Written problem> Copy, from the entries below, each line in which the string "html" appears.

[Entries with page source code]
======

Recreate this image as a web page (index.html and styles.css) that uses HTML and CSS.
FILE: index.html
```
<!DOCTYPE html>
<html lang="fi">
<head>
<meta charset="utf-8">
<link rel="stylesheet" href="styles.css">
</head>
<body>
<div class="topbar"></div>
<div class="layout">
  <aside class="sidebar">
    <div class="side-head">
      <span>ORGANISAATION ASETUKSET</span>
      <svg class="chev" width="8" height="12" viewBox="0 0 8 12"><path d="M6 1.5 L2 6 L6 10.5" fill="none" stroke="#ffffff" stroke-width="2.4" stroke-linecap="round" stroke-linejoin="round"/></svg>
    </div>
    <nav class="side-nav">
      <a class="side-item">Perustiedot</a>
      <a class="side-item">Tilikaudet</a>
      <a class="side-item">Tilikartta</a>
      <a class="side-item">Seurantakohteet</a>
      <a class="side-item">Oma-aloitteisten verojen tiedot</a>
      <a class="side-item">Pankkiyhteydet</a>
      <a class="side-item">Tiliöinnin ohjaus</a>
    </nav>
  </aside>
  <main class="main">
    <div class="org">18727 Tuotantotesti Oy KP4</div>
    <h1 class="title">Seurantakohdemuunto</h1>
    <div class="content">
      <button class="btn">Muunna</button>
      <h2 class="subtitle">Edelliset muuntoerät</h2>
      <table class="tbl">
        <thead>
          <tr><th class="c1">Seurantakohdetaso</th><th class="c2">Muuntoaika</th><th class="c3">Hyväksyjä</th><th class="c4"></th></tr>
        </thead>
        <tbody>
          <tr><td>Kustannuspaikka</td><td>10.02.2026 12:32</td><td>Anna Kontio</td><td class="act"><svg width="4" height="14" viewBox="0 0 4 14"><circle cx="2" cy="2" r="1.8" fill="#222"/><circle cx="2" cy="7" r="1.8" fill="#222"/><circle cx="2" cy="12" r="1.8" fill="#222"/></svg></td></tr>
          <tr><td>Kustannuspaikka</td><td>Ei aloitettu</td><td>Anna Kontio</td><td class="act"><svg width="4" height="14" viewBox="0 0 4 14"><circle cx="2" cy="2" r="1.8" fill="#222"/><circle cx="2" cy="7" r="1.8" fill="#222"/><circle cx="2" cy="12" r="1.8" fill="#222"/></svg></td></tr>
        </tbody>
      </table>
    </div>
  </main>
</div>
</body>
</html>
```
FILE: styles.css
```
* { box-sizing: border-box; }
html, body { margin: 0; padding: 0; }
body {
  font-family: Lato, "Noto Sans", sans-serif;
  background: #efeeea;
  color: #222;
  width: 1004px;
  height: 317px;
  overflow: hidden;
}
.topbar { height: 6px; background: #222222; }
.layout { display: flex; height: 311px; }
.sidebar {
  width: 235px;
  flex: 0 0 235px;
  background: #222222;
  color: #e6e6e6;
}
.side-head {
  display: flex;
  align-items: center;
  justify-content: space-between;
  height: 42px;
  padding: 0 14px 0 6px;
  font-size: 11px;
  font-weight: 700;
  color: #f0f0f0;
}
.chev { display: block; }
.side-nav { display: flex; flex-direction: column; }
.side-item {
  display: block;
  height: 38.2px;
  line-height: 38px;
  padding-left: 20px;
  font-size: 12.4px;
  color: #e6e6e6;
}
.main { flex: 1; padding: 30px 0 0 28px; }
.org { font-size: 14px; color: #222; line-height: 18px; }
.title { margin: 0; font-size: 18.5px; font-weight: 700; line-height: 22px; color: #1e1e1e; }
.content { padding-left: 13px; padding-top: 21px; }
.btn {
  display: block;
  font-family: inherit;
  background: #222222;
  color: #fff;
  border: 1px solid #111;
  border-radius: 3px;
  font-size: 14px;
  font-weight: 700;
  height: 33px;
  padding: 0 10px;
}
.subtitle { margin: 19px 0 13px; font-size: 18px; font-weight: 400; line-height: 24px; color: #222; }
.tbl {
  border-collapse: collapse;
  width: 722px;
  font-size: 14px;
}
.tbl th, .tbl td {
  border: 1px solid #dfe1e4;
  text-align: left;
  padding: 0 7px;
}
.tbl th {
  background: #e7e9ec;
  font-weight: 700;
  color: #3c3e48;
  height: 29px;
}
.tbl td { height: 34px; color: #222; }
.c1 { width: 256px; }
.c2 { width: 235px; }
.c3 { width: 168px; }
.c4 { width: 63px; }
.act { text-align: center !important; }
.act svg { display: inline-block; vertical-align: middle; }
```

======

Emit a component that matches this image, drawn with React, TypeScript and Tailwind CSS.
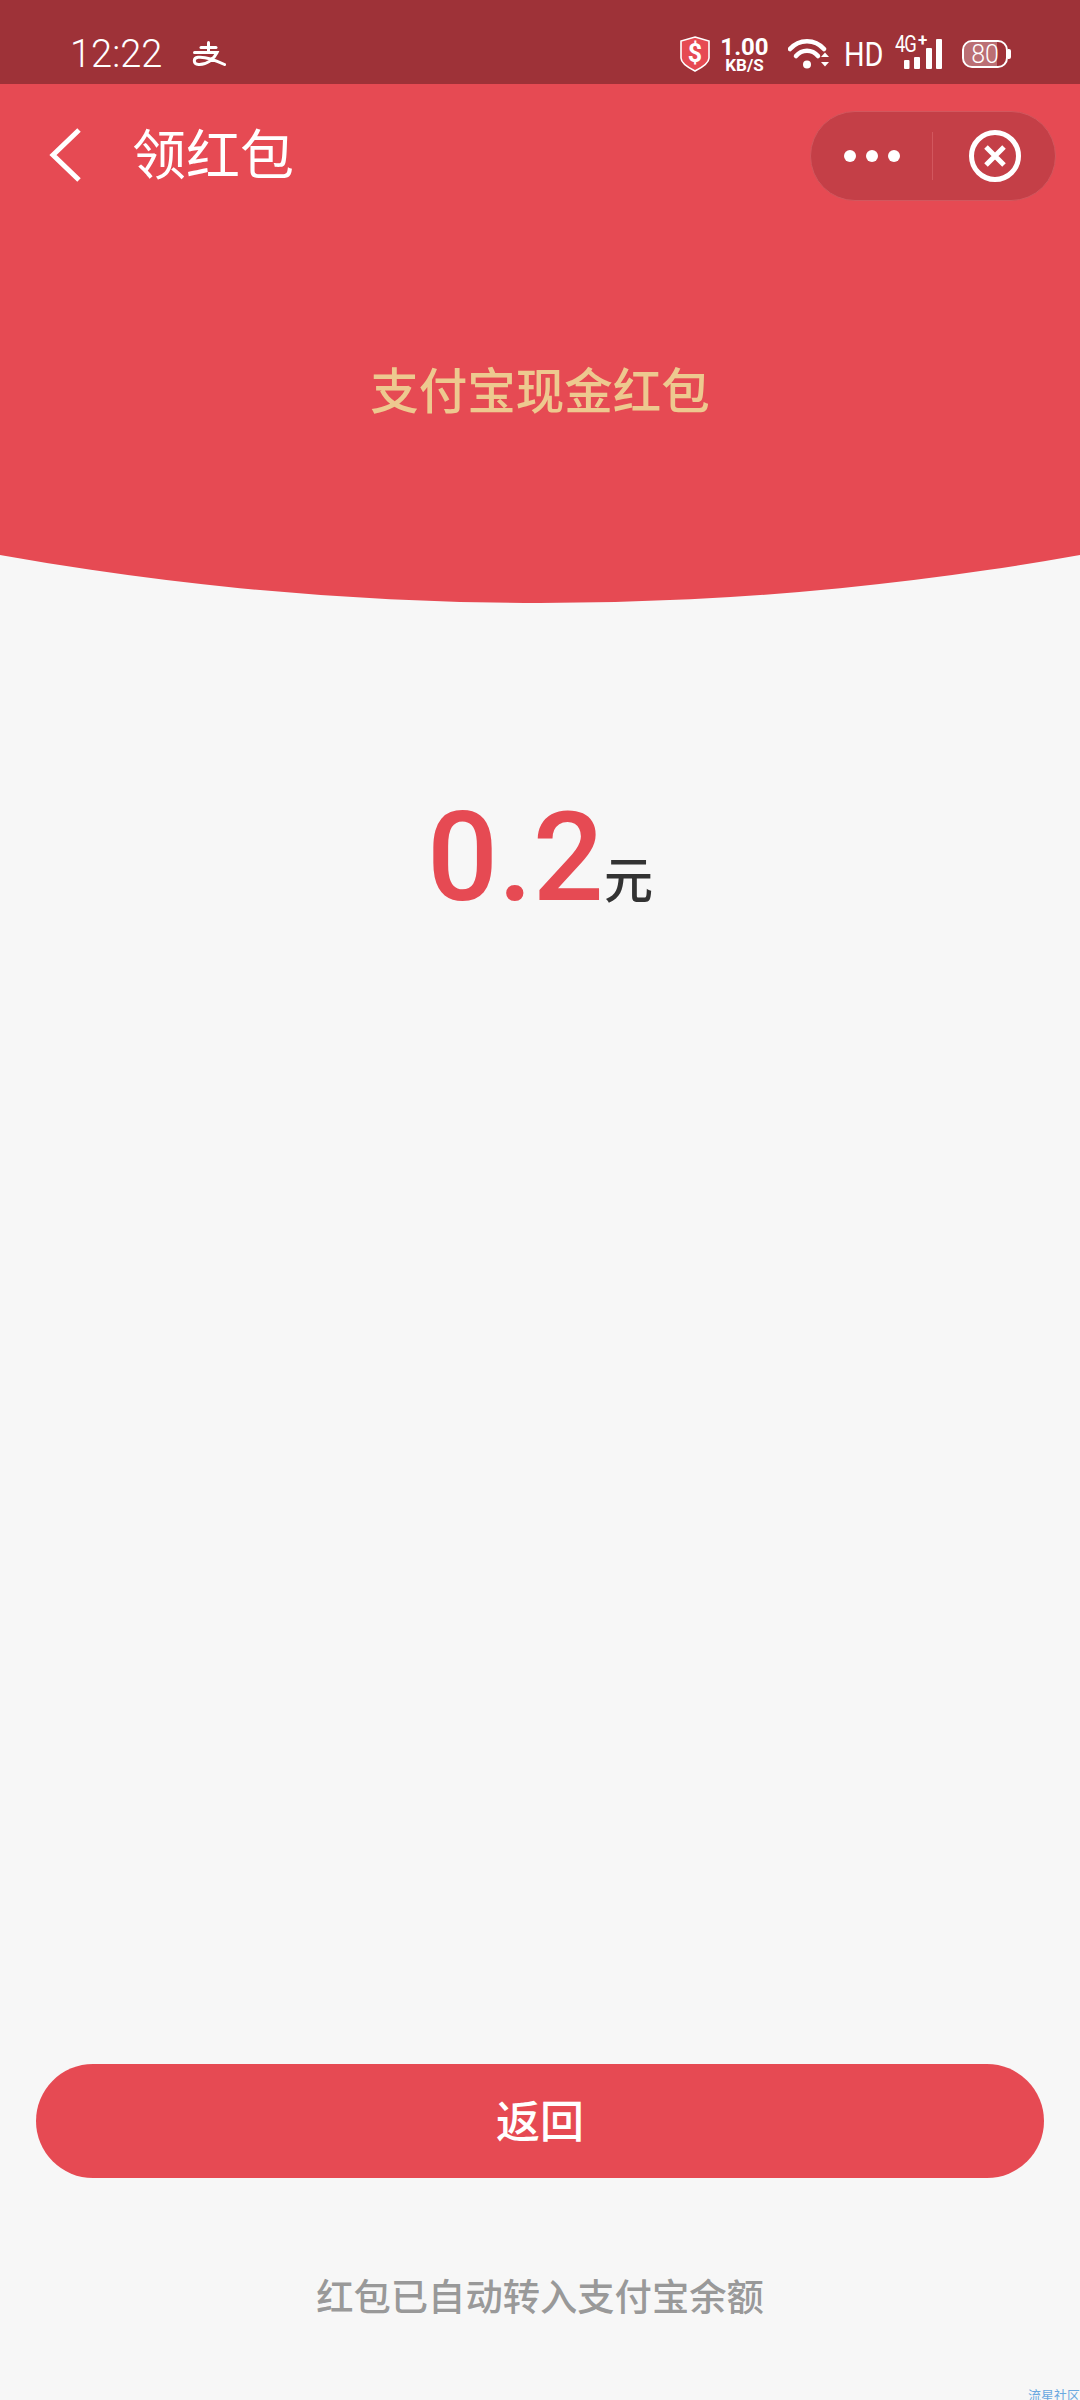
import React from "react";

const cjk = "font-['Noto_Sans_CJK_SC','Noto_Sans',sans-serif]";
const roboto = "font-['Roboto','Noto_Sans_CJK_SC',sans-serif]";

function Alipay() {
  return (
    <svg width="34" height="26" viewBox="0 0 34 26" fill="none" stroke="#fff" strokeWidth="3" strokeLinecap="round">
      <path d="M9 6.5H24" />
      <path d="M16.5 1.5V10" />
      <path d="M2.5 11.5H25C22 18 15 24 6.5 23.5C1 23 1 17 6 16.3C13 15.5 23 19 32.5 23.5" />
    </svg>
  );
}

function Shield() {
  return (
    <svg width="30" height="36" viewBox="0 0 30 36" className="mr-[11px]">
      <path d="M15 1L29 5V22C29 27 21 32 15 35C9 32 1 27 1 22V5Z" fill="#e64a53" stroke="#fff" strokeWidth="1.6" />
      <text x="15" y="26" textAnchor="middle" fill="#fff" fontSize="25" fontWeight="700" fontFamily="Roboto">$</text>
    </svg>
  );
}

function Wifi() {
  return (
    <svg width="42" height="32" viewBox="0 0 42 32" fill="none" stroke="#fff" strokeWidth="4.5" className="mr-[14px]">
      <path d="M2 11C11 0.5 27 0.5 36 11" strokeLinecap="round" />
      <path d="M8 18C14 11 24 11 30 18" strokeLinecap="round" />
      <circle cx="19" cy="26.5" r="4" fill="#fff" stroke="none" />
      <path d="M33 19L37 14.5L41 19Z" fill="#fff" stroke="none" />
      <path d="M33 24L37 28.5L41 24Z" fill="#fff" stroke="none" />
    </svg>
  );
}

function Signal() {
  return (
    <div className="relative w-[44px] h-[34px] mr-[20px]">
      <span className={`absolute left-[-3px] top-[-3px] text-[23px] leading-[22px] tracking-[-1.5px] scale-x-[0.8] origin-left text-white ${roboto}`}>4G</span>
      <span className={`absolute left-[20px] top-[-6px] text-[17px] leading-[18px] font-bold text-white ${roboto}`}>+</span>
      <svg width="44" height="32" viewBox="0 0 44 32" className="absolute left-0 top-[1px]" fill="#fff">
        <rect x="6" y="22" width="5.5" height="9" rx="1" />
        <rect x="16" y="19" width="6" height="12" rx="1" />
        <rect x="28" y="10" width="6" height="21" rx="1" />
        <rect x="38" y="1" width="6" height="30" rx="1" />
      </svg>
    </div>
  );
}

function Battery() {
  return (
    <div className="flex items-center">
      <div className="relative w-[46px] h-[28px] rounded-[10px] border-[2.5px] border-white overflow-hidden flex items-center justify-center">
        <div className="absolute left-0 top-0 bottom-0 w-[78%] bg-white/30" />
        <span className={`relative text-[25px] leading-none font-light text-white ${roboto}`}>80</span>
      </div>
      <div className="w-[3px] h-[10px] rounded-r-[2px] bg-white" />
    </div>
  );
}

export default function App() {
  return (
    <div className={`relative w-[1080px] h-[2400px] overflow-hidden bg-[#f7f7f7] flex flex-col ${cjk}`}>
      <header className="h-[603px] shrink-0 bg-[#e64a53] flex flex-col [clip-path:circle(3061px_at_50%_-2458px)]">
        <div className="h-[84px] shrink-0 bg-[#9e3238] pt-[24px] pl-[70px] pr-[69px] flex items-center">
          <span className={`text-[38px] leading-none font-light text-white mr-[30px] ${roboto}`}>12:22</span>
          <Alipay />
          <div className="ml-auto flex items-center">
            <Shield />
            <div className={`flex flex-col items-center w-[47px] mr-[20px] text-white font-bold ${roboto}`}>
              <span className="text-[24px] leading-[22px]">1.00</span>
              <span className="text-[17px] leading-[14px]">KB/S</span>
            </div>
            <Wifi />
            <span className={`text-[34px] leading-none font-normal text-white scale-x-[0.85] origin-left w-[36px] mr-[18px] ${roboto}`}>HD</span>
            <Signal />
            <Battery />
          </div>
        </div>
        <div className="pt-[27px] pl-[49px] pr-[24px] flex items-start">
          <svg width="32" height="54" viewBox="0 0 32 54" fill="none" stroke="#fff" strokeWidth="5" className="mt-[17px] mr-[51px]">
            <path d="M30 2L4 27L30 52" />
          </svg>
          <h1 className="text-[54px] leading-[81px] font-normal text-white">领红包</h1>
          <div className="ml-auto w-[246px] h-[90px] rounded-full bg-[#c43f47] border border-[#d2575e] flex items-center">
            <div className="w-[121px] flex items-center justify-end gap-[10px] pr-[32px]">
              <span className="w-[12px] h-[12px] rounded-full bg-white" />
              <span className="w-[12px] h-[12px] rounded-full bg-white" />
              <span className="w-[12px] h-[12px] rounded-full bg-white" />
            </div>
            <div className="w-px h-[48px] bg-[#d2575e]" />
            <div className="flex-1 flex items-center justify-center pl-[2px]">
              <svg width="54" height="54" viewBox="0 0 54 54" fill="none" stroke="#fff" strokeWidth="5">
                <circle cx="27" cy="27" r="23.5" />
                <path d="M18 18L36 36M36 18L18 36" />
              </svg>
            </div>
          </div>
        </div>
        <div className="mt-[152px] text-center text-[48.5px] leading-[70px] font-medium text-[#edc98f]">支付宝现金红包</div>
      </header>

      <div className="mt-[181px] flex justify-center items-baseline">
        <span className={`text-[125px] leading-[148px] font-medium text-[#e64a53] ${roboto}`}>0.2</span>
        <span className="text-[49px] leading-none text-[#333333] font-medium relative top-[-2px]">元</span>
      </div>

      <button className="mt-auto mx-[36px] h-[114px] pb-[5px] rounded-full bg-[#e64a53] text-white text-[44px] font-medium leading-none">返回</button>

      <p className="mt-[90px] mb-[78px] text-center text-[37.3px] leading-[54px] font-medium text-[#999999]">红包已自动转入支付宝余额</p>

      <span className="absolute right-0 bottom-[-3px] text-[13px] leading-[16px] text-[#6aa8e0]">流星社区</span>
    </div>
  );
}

======

Solution to this problem>
Recreate this image as a web page (index.html and styles.css) that uses HTML and CSS.
FILE: index.html
<!DOCTYPE html>
<html lang="fi">
</html>
html, body { margin: 0; padding: 0; }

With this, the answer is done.